Sylvia Path’s popularity was enhanced by the BBC radio, where she had an opportunity to read her poems. Some of her poems were introduced with brief explanations, and such public readings confirmed her status as a successful poet (Woodrow 2). In her reading for BBC radio of “Daddy,” Sylvia Plath explains that this poem is spoken by a girl with an Electra complex. She thought her father was a God, but he had died. He was a Nazi, and her mother was a Jew. In the daughter’s mind, these two parts married and paralyzed each other (Bassnett 91). In the centre of “Daddy,” there is a little girl and her father. The girl has been living in his shade, and such a life for her is like “a black shoe” (Plath 222). Although she has been living in it for thirty years, yet she is still a little child, “barely daring to breathe or Achoo”. The image of her father is somewhat childish, meaning that becoming an adult does not change it at all. Her father is an incarnation of patriarchate, “marble-heavy, a bag full of God, Ghastly statue with one gray toe” (Plath 222). Such an image is a metaphor of the society with strict gender structure, where men are usually dominant over women. Without a doubt, it has been changing in the course of the time, but problems around gender equality still exist. When describing her father, Sylvia Plath is using various metaphors. Her father is a Nazi and her mother is a Jew, thus they are opposite to each other. The girl, therefore, is a child of both the Jew and the Nazi, a child of two antagonistic powers. This parallel brings to the family of the poet, where her father was superior and had poor relations with his daughter. Undoubtedly, her parents were not Jews or Nazi, but with such a strong metaphor the author is trying to reveal the true nature of her father. Here lies the problem of an individual, torn between herself and the society, herself and family. Being aware of strict social rules, she is yet not afraid to kill him, “a bag full of God” (Plath, 222). Surely, she does not intend to say she killed her father for real; what she is eager to say is that she destroyed the statue of her father that had been standing for dozens of years in front of her. She dared to oppose the social norms and to show herself as she is.
Throughout the poem, her father is lacking humanity, being portrayed rather as a symbol, not as a human. Her father is “an engine, an engine,” a “panzer-man,” a huge killing machine compared to Dachau, Auschwitz, and Belsen, notorious concentration camps of the Nazi war machine (Plath 223). After she had been oppressed by him for years, she is now being his victim, a Jew of his metaphorical concentration camps: “I began to talk like a Jew / I think I may well be a Jew” (Plath 223). The transition from her real father to a Nazi officer is supported by various symbols. One of them is black color with a black shoe, black swastika, black man with a black heart. The black color and the reference to the Nazis, concentration camps, swastika, and other Nazi symbols have a deep and heavy effect on the reader. The author of the poem is using numerous vivid metaphors and epithets to create a gloomy atmosphere of Nazism in order to understand the reader better.

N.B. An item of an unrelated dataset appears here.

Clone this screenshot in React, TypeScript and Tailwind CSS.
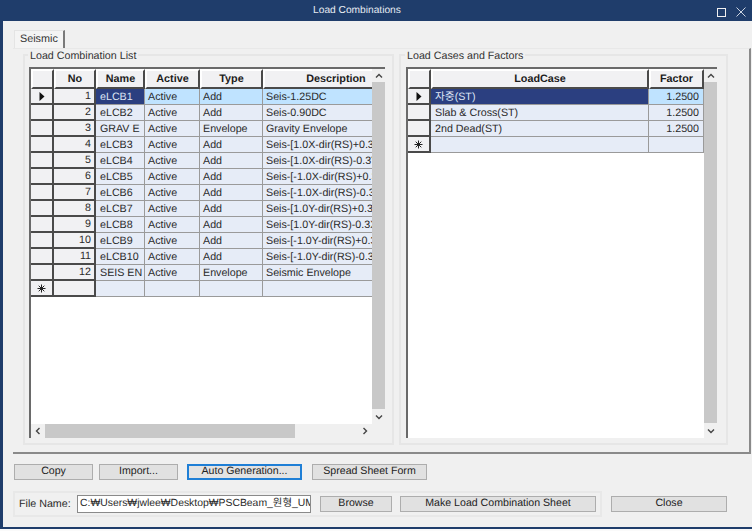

Such an atmosphere is similar to the life of a woman in a strict patriarchal structure, where she lacks the freedom for self-expression. Her reference to the Nazis is used to describe her own feelings with the help of the well-known facts and to give the readers a hint about the girl’s feelings.
Another image of the poem is her husband who is depicted as a vampire. He is very alike her own father, and given her words that “every woman adores a Fascist” and the early death of her father, she must have found her father in her husband (Plath 223). Despite she had been mentally tortured by her father, she needed him badly and was looking for him. But as she had no other notion of a man different from her father, she found a person very similar to him. Another tyrannical person she had found was “the vampire who said he was you,” addressing her father. But now she is free from both of them, saying “If I’ve killed one man, I’ve killed two — / The vampire who said he was you” (Plath 224). Again, here the patriarchal society provides parallels of the collective idea of a man as a tyrant and a woman as his subordinate.
This piece of art is a representative of particular group in the past raising out question of feminism and gender equality. Although it was not popular back than as it is today, it brings up issues relevant both back then and now, and may be called mainstream at this point. Apart from that, the poem shows issues between the girl and her father, thus touching child-parent issues and the conflict of the girl and the society. In general, this poem is seeking for such values as free self-expression, free expression of thought, and basic human values. The first and foremost idea of this poem is freedom of any individual, regardless of their gender or ancestry, and these ideas are also ideas of my own. The importance of this poem lies in the fact that its ideas have not lost its significance with time.